**Stored data**.
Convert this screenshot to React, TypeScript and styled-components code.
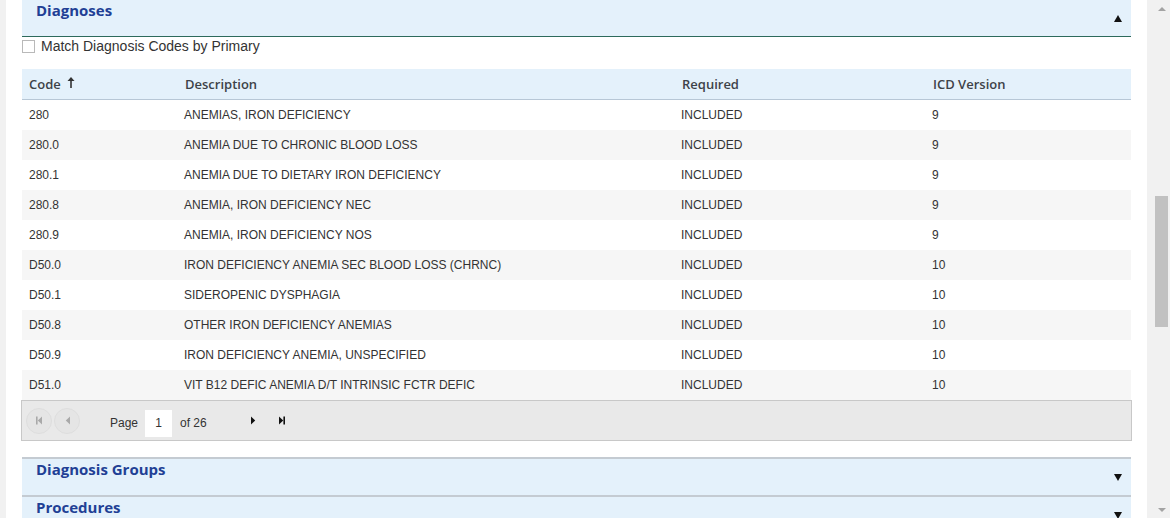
import React from "react";
import styled, { createGlobalStyle } from "styled-components";

const Global = createGlobalStyle`
  html, body { margin: 0; padding: 0; background: #fff; }
  body { font-family: "Liberation Sans", Arial, sans-serif; color: #333; overflow: hidden; }
  * { box-sizing: border-box; }
`;

const Page = styled.div`
  display: flex;
  width: 1170px;
  height: 518px;
  overflow: hidden;
`;

const SideStrip = styled.div`
  width: 6px;
  flex: none;
  background: #f1f1f1;
`;

const Main = styled.div`
  flex: 1;
  padding: 0 16px;
  margin-top: -2px;
  min-width: 0;
`;

const PanelHeader = styled.div<{ $open?: boolean }>`
  display: flex;
  justify-content: space-between;
  align-items: flex-start;
  height: ${(p) => (p.$open ? "39px" : "38px")};
  background: #e4f1fb;
  border-top: 2px solid #c4cbd2;
  border-bottom: ${(p) => (p.$open ? "1px solid #2d6a5c" : "none")};
  padding: 0 9px 0 14px;
`;

const PanelTitle = styled.div`
  font-family: "Open Sans", sans-serif;
  font-weight: 700;
  font-size: 15px;
  line-height: 20px;
  color: #213f95;
`;

const Caret = styled.div<{ $up?: boolean }>`
  width: 0;
  height: 0;
  margin-top: 15px;
  border-left: 4px solid transparent;
  border-right: 4px solid transparent;
  ${(p) => (p.$up ? "border-bottom: 7px solid #111;" : "border-top: 7px solid #111;")}
`;

const CheckRow = styled.label`
  display: flex;
  align-items: flex-start;
  height: 32px;
  padding-top: 3px;
  font-size: 14px;
  color: #333;
`;

const CheckBox = styled.span`
  width: 13px;
  height: 13px;
  border: 1px solid #b9b9b9;
  background: #fff;
  flex: none;
`;

const CheckLabel = styled.span`
  margin-left: 6px;
  line-height: 16px;
  margin-top: -2px;
`;

const Table = styled.div`
  display: flex;
  flex-direction: column;
`;

const cols = "156px 497px 251px 1fr";

const HeadRow = styled.div`
  display: grid;
  grid-template-columns: ${cols};
  height: 31px;
  background: #e4f1fb;
  border-bottom: 1px solid #b7c7d6;
  align-items: center;
`;

const HeadCell = styled.div`
  padding-left: 7px;
  font-family: "Open Sans", sans-serif;
  font-weight: 600;
  font-size: 13px;
  color: #3d4248;
  display: flex;
  align-items: center;
  gap: 6px;
`;

const SortArrow = styled.svg`
  width: 8px;
  height: 11px;
  margin-top: -3px;
`;

const Row = styled.div<{ $alt: boolean }>`
  display: grid;
  grid-template-columns: ${cols};
  height: 30px;
  align-items: center;
  background: ${(p) => (p.$alt ? "#f6f6f6" : "#fff")};
`;

const Cell = styled.div<{ $first?: boolean }>`
  padding-left: ${(p) => (p.$first ? "7px" : "6px")};
  font-size: 12px;
  color: #333;
  white-space: nowrap;
`;

const Pager = styled.div`
  display: flex;
  align-items: center;
  height: 41px;
  margin: 0 -1px 16px -1px;
  background: #e9e9e9;
  border: 1px solid #c8c8c8;
  padding-left: 4px;
  font-size: 12px;
  color: #333;
`;

const PagerBtn = styled.div<{ $disabled?: boolean }>`
  width: 26px;
  height: 26px;
  border-radius: 50%;
  display: flex;
  align-items: center;
  justify-content: center;
  margin-right: 2px;
  background: ${(p) => (p.$disabled ? "#e5e5e5" : "transparent")};
  border: 1px solid ${(p) => (p.$disabled ? "#dedede" : "transparent")};
  color: ${(p) => (p.$disabled ? "#a9a9a9" : "#111")};
`;

const PagerText = styled.span<{ $ml?: number }>`
  margin-left: ${(p) => p.$ml ?? 0}px;
  padding-top: 4px;
`;

const PageInput = styled.div`
  width: 27px;
  height: 27px;
  margin: 5px 8px 0 7px;
  background: #fff;
  display: flex;
  align-items: center;
  justify-content: center;
  font-size: 12px;
  color: #333;
`;

const NavGap = styled.div`
  width: 34px;
`;

const Scrollbar = styled.div`
  width: 17px;
  flex: none;
  background: #f1f1f1;
  display: flex;
  flex-direction: column;
  align-items: center;
`;

const ScrollArrow = styled.div<{ $up?: boolean }>`
  height: 17px;
  display: flex;
  align-items: center;
  justify-content: center;
  &::after {
    content: "";
    border-left: 4px solid transparent;
    border-right: 4px solid transparent;
    ${(p) => (p.$up ? "border-bottom: 4px solid #a3a3a3;" : "border-top: 4px solid #a3a3a3;")}
  }
`;

const Track = styled.div`
  flex: 1;
  width: 100%;
  display: flex;
  justify-content: center;
`;

const Thumb = styled.div`
  width: 13px;
  height: 131px;
  margin-top: 179px;
  background: #c1c1c1;
`;

const Icon = ({ kind }: { kind: "first" | "prev" | "next" | "last" }) => {
  const left = kind === "first" || kind === "prev";
  const tri = left ? "M7 0.5 L7 8.5 L2.8 4.5 Z" : "M2 0.5 L2 8.5 L6.2 4.5 Z";
  return (
    <svg width="9" height="9" viewBox="0 0 9 9" fill="currentColor">
      {kind === "first" && <rect x="1" y="0.5" width="1.6" height="8" />}
      {kind === "last" && <rect x="6.4" y="0.5" width="1.6" height="8" />}
      <path d={tri} />
    </svg>
  );
};

const rows: [string, string, string, string][] = [
  ["280", "ANEMIAS, IRON DEFICIENCY", "INCLUDED", "9"],
  ["280.0", "ANEMIA DUE TO CHRONIC BLOOD LOSS", "INCLUDED", "9"],
  ["280.1", "ANEMIA DUE TO DIETARY IRON DEFICIENCY", "INCLUDED", "9"],
  ["280.8", "ANEMIA, IRON DEFICIENCY NEC", "INCLUDED", "9"],
  ["280.9", "ANEMIA, IRON DEFICIENCY NOS", "INCLUDED", "9"],
  ["D50.0", "IRON DEFICIENCY ANEMIA SEC BLOOD LOSS (CHRNC)", "INCLUDED", "10"],
  ["D50.1", "SIDEROPENIC DYSPHAGIA", "INCLUDED", "10"],
  ["D50.8", "OTHER IRON DEFICIENCY ANEMIAS", "INCLUDED", "10"],
  ["D50.9", "IRON DEFICIENCY ANEMIA, UNSPECIFIED", "INCLUDED", "10"],
  ["D51.0", "VIT B12 DEFIC ANEMIA D/T INTRINSIC FCTR DEFIC", "INCLUDED", "10"],
];

export default function App() {
  return (
    <>
      <Global />
      <Page>
        <SideStrip />
        <Main>
          <PanelHeader $open>
            <PanelTitle>Diagnoses</PanelTitle>
            <Caret $up />
          </PanelHeader>
          <CheckRow>
            <CheckBox />
            <CheckLabel>Match Diagnosis Codes by Primary</CheckLabel>
          </CheckRow>
          <Table>
            <HeadRow>
              <HeadCell>
                Code
                <SortArrow viewBox="0 0 8 11">
                  <path d="M4 0 L7.5 4 L4.8 4 L4.8 11 L3.2 11 L3.2 4 L0.5 4 Z" fill="#333" />
                </SortArrow>
              </HeadCell>
              <HeadCell>Description</HeadCell>
              <HeadCell>Required</HeadCell>
              <HeadCell>ICD Version</HeadCell>
            </HeadRow>
            {rows.map((r, i) => (
              <Row key={r[0]} $alt={i % 2 === 1}>
                <Cell $first>{r[0]}</Cell>
                <Cell>{r[1]}</Cell>
                <Cell>{r[2]}</Cell>
                <Cell>{r[3]}</Cell>
              </Row>
            ))}
          </Table>
          <Pager>
            <PagerBtn $disabled>
              <Icon kind="first" />
            </PagerBtn>
            <PagerBtn $disabled>
              <Icon kind="prev" />
            </PagerBtn>
            <PagerText $ml={28}>Page</PagerText>
            <PageInput>1</PageInput>
            <PagerText>of 26</PagerText>
            <NavGap />
            <PagerBtn>
              <Icon kind="next" />
            </PagerBtn>
            <PagerBtn>
              <Icon kind="last" />
            </PagerBtn>
          </Pager>
          <PanelHeader>
            <PanelTitle>Diagnosis Groups</PanelTitle>
            <Caret />
          </PanelHeader>
          <PanelHeader>
            <PanelTitle>Procedures</PanelTitle>
            <Caret />
          </PanelHeader>
        </Main>
        <SideStrip />
        <Scrollbar>
          <ScrollArrow $up />
          <Track>
            <Thumb />
          </Track>
          <ScrollArrow />
        </Scrollbar>
      </Page>
    </>
  );
}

**Exercise description**. Choose all lines containing the string "components" and copy them out.

**Response to this task**.
Convert this screenshot to React, TypeScript and styled-components code.
import styled, { createGlobalStyle } from "styled-components";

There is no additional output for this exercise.